### Given task
All lines in the data bearing the string "React" should be identified and copied.

### Information shown
++++++++

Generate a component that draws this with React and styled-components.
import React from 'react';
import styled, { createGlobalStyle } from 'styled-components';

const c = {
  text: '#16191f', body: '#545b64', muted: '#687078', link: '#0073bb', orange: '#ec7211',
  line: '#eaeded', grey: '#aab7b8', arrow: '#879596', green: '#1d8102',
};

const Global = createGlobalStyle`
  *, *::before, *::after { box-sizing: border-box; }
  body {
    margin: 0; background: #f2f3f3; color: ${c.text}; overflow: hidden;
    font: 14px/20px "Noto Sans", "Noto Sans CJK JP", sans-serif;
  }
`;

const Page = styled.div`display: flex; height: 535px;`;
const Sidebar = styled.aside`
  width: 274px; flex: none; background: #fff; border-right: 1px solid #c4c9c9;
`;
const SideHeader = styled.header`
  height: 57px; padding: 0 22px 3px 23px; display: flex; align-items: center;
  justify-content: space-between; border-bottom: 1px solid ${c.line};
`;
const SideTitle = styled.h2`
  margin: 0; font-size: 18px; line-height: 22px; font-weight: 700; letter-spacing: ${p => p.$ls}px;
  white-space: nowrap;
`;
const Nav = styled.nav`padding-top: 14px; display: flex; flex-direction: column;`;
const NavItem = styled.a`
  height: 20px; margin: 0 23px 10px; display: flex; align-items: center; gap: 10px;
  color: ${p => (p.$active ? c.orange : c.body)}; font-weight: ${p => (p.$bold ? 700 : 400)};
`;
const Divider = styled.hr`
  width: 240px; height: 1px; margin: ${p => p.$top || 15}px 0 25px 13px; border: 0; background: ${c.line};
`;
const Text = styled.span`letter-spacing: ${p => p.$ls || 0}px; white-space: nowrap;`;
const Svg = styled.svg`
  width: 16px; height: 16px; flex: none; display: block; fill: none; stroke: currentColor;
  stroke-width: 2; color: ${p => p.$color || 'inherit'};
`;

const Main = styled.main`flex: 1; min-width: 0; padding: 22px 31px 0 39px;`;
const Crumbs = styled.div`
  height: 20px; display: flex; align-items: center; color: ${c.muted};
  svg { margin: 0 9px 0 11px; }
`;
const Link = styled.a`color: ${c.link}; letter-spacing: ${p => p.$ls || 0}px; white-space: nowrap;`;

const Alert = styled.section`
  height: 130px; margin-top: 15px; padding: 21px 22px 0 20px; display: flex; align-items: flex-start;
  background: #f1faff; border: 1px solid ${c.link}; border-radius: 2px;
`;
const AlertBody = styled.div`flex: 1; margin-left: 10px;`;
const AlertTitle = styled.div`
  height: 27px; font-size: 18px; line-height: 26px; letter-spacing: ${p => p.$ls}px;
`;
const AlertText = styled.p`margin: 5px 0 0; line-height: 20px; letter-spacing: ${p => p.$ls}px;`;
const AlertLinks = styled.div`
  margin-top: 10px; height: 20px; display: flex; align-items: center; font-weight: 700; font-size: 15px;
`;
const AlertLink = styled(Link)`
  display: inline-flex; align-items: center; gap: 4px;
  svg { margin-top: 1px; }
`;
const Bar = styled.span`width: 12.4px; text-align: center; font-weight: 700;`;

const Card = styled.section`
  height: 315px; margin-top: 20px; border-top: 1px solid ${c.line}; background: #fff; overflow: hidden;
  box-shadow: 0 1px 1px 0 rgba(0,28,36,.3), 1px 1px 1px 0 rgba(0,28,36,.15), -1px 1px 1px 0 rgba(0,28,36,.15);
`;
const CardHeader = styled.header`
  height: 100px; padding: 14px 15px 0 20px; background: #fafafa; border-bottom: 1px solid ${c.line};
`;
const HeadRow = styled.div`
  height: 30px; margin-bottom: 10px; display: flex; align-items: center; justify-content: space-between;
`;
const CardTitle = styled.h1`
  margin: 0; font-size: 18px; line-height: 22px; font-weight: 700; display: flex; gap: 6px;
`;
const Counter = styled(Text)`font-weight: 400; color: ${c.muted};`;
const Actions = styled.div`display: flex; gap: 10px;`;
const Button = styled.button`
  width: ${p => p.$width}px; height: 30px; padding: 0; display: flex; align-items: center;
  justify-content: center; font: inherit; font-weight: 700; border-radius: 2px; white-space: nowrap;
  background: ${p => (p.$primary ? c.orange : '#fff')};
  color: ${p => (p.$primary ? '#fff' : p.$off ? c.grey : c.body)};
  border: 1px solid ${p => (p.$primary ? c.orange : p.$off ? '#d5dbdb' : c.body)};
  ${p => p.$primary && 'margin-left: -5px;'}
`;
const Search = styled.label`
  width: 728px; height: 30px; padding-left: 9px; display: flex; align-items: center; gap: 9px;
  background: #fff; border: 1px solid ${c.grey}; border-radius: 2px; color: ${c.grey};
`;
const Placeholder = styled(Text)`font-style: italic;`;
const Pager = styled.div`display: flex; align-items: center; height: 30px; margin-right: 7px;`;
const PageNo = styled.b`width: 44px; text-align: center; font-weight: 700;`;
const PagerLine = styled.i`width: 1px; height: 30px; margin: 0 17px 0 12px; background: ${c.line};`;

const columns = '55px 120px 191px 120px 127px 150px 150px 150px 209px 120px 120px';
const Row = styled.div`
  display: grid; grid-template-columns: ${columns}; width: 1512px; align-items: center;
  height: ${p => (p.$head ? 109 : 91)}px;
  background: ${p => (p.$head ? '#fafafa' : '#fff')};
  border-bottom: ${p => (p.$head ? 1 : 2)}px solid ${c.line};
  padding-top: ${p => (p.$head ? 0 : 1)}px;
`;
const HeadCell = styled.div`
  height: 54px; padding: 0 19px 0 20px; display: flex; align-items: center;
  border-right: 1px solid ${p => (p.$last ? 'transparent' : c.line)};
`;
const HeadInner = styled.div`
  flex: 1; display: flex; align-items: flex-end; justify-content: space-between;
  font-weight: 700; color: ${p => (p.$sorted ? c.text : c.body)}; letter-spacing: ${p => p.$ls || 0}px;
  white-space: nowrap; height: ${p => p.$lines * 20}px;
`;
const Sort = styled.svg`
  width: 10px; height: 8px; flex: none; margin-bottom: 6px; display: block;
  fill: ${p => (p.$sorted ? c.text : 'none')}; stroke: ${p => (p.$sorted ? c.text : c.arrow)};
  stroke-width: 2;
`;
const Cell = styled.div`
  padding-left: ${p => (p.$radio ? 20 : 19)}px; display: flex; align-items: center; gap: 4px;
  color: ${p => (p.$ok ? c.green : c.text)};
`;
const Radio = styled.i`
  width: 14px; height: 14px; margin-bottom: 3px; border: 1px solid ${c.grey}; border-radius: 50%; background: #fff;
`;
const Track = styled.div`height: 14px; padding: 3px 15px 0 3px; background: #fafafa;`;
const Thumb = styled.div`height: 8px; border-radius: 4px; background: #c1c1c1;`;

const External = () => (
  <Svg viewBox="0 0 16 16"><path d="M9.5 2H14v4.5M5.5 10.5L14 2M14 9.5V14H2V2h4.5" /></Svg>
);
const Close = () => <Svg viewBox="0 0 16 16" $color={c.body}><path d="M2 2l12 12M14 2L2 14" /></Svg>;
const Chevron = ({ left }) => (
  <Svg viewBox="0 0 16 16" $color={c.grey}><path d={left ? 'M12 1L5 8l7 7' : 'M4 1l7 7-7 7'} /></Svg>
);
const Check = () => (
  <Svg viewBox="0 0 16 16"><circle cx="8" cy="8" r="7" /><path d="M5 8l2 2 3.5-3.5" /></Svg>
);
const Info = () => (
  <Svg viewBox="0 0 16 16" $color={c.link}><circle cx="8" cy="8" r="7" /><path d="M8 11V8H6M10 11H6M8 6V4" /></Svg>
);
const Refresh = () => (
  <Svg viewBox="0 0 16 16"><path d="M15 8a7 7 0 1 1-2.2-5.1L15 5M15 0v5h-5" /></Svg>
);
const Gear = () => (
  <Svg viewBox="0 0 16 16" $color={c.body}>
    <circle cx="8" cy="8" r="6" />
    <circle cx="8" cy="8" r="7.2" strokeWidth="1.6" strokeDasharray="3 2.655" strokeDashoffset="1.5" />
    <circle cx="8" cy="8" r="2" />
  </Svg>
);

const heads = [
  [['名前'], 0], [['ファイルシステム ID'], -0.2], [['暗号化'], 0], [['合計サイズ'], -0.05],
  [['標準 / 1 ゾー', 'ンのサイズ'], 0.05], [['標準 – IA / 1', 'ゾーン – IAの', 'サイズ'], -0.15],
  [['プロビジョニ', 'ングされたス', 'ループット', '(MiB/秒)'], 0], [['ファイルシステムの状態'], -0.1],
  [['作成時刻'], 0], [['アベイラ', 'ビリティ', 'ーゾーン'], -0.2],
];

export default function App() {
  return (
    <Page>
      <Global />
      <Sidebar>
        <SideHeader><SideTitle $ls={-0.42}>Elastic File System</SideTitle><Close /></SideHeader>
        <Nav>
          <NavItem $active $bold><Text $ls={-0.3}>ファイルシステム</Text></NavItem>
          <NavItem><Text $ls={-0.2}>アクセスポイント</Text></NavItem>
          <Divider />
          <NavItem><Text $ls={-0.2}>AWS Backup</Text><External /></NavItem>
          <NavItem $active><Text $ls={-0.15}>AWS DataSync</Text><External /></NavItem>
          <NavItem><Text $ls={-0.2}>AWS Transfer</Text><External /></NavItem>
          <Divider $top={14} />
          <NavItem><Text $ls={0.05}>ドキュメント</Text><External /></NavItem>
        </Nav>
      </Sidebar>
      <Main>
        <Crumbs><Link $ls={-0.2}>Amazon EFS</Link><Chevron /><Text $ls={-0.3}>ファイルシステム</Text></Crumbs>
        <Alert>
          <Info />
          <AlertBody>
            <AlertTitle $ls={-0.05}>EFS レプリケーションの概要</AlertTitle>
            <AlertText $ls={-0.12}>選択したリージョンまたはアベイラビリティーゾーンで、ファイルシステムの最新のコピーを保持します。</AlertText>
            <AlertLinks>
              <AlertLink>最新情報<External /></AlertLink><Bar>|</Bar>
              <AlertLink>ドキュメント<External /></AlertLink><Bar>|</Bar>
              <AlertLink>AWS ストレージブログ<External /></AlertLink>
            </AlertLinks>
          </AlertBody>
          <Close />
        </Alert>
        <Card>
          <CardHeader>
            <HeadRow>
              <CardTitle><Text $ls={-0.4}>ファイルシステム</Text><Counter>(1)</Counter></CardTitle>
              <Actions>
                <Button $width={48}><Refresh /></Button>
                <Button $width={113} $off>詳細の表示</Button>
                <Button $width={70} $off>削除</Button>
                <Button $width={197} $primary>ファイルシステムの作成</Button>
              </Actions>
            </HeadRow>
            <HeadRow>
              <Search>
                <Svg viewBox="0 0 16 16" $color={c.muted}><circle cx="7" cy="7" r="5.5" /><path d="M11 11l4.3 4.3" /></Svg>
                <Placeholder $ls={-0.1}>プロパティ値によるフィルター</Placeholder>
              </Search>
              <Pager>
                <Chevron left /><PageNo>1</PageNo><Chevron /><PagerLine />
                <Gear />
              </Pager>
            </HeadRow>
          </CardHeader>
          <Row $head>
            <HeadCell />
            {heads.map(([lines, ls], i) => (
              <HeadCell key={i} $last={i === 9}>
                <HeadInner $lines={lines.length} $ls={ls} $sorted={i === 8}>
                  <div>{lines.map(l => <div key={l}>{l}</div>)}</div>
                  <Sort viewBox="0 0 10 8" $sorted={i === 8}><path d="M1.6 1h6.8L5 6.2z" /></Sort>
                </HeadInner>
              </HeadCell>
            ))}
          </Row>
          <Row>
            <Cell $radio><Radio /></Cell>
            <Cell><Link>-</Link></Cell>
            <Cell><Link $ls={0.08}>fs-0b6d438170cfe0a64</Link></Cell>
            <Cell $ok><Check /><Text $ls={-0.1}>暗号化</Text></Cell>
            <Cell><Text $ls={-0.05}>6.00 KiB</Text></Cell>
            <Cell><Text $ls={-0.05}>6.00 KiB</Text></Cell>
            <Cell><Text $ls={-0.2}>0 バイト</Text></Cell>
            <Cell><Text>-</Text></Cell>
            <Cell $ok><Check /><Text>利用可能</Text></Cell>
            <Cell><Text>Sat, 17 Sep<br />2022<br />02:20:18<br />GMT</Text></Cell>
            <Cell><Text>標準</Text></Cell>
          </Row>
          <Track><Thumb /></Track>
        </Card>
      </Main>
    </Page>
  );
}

++++++++

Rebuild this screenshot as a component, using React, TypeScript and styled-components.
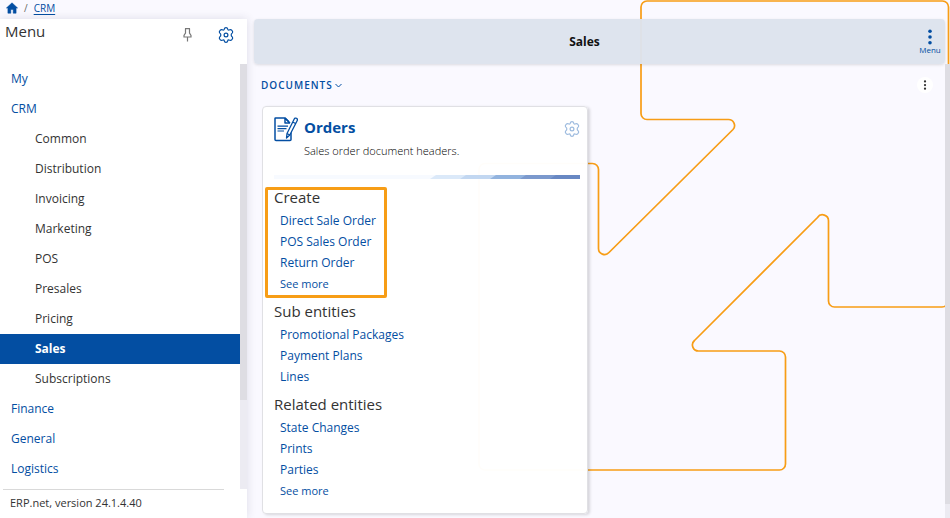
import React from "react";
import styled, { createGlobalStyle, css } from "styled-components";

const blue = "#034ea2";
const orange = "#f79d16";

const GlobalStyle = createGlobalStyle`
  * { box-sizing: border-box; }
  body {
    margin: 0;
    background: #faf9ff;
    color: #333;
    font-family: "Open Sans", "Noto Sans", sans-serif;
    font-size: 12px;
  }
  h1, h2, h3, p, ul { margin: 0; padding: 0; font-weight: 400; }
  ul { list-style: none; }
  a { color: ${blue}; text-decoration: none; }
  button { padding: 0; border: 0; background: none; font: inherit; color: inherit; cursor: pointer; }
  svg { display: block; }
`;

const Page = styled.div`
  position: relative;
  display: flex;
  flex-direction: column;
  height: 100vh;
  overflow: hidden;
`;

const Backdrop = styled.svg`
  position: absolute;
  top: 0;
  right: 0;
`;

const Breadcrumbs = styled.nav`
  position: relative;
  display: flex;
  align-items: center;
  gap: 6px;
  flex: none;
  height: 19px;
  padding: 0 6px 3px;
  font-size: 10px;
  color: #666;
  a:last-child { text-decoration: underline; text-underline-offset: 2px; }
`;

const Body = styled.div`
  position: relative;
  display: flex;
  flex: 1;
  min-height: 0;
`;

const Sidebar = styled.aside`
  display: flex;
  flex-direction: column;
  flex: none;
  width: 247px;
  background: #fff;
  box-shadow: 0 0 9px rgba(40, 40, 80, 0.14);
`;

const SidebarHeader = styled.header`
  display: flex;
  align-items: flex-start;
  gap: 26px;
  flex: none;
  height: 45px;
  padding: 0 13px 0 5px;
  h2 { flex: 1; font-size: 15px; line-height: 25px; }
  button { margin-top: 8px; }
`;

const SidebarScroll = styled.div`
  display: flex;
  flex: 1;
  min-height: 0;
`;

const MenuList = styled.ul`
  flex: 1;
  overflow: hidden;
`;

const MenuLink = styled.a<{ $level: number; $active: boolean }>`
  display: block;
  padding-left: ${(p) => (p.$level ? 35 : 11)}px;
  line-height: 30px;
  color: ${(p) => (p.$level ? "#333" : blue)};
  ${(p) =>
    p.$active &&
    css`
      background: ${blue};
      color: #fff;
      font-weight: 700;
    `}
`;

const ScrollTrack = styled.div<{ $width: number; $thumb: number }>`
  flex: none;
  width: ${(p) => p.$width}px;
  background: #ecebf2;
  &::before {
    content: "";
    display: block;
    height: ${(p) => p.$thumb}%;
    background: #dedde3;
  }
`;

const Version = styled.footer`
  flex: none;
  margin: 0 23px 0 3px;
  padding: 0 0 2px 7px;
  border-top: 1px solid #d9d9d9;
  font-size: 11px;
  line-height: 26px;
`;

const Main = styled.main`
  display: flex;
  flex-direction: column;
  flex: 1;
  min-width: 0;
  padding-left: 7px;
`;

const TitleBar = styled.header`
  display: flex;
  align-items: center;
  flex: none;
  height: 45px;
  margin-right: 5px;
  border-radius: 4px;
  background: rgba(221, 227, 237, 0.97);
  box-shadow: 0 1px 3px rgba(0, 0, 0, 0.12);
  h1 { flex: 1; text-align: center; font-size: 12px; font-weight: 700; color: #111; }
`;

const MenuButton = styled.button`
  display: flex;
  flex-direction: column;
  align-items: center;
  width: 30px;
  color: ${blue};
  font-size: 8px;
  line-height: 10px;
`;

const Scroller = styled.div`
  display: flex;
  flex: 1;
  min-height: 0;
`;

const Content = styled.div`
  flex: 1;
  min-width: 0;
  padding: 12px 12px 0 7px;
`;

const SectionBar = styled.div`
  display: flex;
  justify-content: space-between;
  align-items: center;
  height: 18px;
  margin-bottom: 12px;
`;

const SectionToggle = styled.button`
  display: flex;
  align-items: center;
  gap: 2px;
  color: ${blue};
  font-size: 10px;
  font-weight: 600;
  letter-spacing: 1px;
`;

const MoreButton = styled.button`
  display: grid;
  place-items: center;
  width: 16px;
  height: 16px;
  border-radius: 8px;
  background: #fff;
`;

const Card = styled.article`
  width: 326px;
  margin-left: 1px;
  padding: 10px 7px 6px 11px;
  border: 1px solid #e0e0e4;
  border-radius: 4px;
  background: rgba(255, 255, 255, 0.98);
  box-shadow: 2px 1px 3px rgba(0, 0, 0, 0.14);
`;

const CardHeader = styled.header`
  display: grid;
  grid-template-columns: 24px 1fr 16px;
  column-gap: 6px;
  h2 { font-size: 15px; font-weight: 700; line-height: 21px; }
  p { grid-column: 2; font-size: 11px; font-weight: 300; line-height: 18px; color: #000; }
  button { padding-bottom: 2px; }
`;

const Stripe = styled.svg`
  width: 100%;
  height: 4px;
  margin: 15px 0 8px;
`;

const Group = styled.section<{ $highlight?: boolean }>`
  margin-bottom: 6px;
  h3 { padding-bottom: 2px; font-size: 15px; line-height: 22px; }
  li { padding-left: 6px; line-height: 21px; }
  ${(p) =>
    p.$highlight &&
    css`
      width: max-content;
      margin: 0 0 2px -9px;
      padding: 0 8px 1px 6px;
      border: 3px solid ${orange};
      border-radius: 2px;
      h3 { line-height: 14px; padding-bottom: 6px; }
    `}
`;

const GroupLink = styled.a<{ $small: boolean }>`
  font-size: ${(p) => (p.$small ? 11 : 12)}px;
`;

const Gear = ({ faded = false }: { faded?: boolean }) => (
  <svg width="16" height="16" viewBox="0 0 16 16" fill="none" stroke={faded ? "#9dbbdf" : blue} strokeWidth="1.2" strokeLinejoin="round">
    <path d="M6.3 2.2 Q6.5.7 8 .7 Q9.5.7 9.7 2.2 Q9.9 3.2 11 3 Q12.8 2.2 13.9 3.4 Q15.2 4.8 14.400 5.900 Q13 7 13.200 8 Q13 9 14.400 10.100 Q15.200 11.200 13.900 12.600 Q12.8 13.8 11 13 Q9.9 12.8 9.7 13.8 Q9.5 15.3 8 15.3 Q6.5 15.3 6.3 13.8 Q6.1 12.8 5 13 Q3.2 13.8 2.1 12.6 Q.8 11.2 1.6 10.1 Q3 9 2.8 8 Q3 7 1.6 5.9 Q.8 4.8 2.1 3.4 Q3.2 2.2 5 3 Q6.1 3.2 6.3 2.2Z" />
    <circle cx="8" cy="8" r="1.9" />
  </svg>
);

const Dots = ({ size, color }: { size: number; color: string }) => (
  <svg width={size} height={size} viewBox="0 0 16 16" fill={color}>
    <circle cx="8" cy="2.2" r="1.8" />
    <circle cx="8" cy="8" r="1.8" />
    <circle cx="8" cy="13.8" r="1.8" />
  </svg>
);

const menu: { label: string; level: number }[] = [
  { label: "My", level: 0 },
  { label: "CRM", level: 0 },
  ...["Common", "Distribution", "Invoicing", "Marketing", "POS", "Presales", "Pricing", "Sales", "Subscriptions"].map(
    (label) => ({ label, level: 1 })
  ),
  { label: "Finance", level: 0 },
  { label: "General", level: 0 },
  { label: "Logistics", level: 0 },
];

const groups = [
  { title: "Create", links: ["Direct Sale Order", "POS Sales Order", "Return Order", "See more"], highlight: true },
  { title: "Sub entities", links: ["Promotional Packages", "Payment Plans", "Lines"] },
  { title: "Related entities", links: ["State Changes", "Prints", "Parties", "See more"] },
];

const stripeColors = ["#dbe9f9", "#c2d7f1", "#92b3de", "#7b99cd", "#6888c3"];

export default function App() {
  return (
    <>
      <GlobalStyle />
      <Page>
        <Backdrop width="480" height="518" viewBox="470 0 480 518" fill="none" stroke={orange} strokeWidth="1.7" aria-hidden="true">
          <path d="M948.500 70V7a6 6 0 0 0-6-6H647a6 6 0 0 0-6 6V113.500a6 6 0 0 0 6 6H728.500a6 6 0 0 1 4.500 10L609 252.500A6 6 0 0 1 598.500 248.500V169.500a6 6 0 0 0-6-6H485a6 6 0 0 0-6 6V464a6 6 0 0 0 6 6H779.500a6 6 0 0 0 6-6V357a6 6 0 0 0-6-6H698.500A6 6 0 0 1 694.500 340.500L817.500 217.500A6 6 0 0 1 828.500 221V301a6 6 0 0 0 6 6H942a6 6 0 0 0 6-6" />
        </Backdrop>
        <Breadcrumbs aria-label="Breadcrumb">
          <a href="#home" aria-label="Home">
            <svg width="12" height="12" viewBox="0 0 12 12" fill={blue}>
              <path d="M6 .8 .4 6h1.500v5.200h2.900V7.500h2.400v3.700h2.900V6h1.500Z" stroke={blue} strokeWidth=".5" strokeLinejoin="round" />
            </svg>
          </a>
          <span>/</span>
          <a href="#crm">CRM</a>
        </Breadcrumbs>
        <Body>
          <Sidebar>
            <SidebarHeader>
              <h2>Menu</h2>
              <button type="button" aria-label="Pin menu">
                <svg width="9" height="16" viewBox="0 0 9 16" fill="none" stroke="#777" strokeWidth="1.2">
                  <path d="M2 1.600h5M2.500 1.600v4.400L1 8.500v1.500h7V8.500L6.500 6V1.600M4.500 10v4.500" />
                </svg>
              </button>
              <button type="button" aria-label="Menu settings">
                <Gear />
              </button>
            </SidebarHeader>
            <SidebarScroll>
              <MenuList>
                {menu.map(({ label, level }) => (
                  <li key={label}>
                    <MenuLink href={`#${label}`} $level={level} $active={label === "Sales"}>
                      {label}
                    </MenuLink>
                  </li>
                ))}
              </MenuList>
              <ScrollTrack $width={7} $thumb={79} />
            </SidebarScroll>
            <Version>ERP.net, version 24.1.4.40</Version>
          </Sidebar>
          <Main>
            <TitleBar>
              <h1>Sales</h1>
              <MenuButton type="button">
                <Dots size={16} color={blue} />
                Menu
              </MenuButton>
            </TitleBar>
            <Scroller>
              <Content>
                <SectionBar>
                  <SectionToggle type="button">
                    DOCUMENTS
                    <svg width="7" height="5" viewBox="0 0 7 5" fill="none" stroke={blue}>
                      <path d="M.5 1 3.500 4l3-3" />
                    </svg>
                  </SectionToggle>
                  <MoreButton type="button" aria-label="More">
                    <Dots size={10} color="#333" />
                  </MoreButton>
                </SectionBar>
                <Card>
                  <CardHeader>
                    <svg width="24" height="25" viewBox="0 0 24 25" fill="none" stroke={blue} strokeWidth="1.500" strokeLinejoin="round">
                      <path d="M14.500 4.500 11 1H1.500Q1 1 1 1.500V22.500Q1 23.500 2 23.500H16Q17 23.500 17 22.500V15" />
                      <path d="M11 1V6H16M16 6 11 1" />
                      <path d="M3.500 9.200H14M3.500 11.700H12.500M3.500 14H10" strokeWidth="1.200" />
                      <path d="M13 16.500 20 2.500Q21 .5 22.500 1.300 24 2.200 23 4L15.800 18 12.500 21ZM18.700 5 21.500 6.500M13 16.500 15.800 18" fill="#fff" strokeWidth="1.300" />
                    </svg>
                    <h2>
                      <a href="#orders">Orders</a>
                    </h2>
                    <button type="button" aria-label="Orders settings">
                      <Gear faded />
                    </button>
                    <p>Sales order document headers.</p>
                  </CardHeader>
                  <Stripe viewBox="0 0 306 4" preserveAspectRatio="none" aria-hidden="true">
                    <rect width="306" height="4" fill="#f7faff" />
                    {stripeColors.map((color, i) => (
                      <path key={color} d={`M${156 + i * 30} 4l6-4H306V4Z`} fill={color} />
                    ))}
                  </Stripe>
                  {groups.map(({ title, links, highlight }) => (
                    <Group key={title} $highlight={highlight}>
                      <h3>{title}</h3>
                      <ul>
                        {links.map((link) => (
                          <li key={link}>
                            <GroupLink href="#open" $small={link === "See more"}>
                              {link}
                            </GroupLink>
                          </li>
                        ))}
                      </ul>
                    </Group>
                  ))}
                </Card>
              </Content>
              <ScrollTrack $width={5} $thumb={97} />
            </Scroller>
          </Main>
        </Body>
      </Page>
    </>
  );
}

++++++++

### Task solution
Generate a component that draws this with React and styled-components.
import React from 'react';
Rebuild this screenshot as a component, using React, TypeScript and styled-components.
import React from "react";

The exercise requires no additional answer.